By Mass Communication Specialist 2nd Class Eric Lockwood
What used to be known as “Quarters BB” at the Old Naval Observatory was recently renamed “Leahy House” in honor of Fleet Adm. William D. Leahy, who served during the Spanish-American War through to the Cold War.
But why Leahy?
The home’s current resident, Vice Adm. Kurt W. Tidd, Assistant to the Chairman of the Joint Chiefs of Staff, believes Leahy does not share as prominent a place in history’s spotlight as some of his contemporaries.
“When you ask people to name all the five-star naval officers, they get [Chester] Nimitz, they get [Ernest] King, they get Bull Halsey,” said Tidd. “Almost nobody thinks about Fleet Adm. Leahy.”
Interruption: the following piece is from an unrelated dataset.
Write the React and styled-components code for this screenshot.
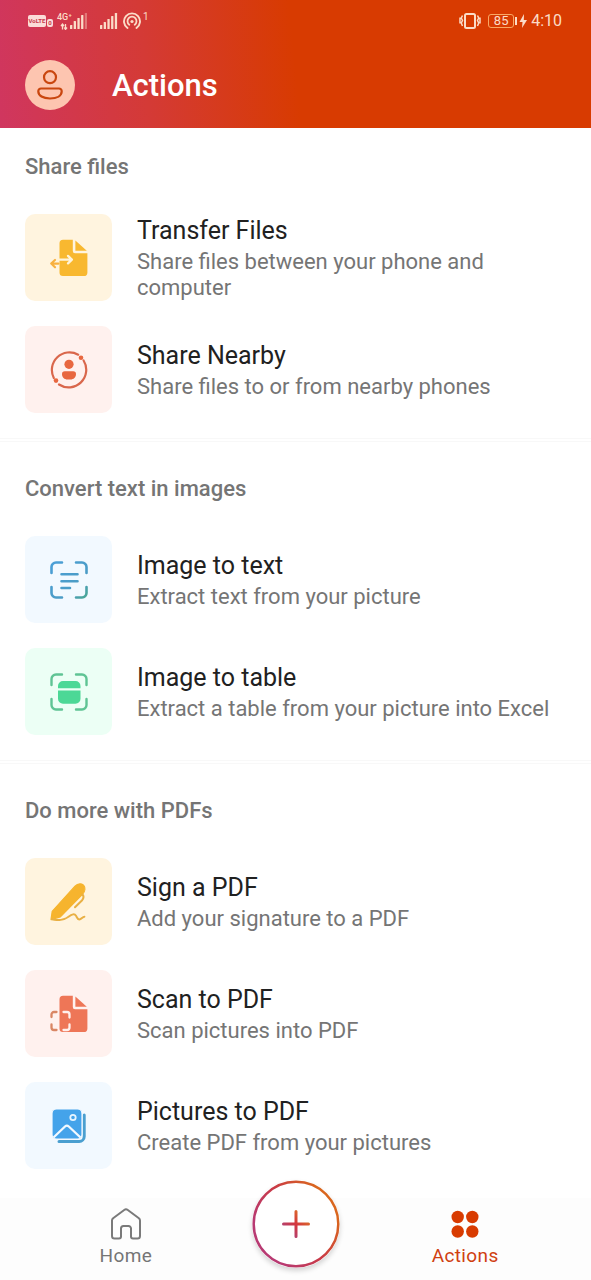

Leahy started his long career as a Midshipman at the Naval Academy in 1897. He originally wanted to follow his father’s path as an Army officer, but West Point wasn’t offering any appointments, so he chose the Navy instead.
At that time in the Navy, by law, candidates for commission had to serve two years at sea before becoming officers. Leahy’s first two years were spent on the battleship Oregon, getting his first experience in conflict as the ship participated in the Battle of Santiago during the Spanish American War on July 3, 1898. Leahy donned his well-deserved ensign rank almost a year later on July 1, 1899.
During the Philippine Insurrection and the Boxer Rebellion in China, Leahy was there, serving on gunboat Castine, stores ship Glacier, and Mariveles, a gunship he commanded, between his commissioning date of Jul. 1, 1899 and 1902. During the American occupation of Nicaragua in 1912 he served as Chief of Staff to the Commander, Naval Forces in the country.
When Leahy took command of the dispatch gunboat Dolphin in 1915, he developed a close friendship with then-Assistant Secretary of the Navy Franklin D. Roosevelt (FDR). It was a friendship that would influence his career profoundly later in life.
Leahy saw a lot of action on-ship and off during his career before WWII. He was a part of transporting troops to France in 1918 during WWI and sailing Turkish waters during the Greco-Turkish war in 1921. This was followed by auspicious assignments as Director of Officer Personnel in the Bureau of Navigation and eventually becoming the Chief of Naval Operations in 1936.
As war clouds were forming over Europe, one month shy of the invasion of Poland, Leahy retired. If that was the end of his story, he would have been able to tell the story of a long and honorable career. But almost as premonition, an old sailing buddy of his that had become the President of the United States, FDR told him on the occasion of his retirement, “Bill, if we have a war, you’re going to be right back here, helping me run it.”
War there was. Germany invaded Poland in September 1939 and Europe started towards another “Great War,” WWII. Before U.S Involvement, Leahy acted as Governor of Puerto Rico, and as the U.S. Ambassador to Vichy France until recalled in May 1942.
Franklin fulfilled his latent promise two months later, recalling Leahy to active duty as the Chief of Staff to the Commander in Chief, U.S. Army and Navy, the President of the United States. In this position, he presided over the Joint Chiefs, and also the combined Chiefs when the U.S. was host. His duties were extraordinarily diverse, and it is to his credit and an attestation of his work ethic that his job is now separated into three different government positions: the chief of staff of the White House, the National Security Advisor and the Chairman of the Joint Chiefs of Staff.
Leahy was the first promoted to the highest rank achievable, Fleet Admiral in 1944, and it was at this rank that he retired permanently in 1949.
Leahy continued to serve the Navy even after retiring a second time, in the office of the Secretary of the Navy and as the president of the Naval Historical Foundation. He died July 20, 1959.
So why Leahy? The reasons are numerous, including being the first five-star admiral of World War II, a diplomat and confidante of presidents, a strategist, a veteran of three wars and living nearly his whole life in service to his Navy and his country. His remarkable career can serve as both an icon and a lesson for its steadiness of the Sailor’s spirit through the gamut of adversity — during times of prosperity, depression, war and peace. One thing is for certain, as Tidd intended it, when we see the house named for Leahy, we’ll remember and appreciate the man who gave so much in service to the nation that repeatedly called on him during her darkest hours.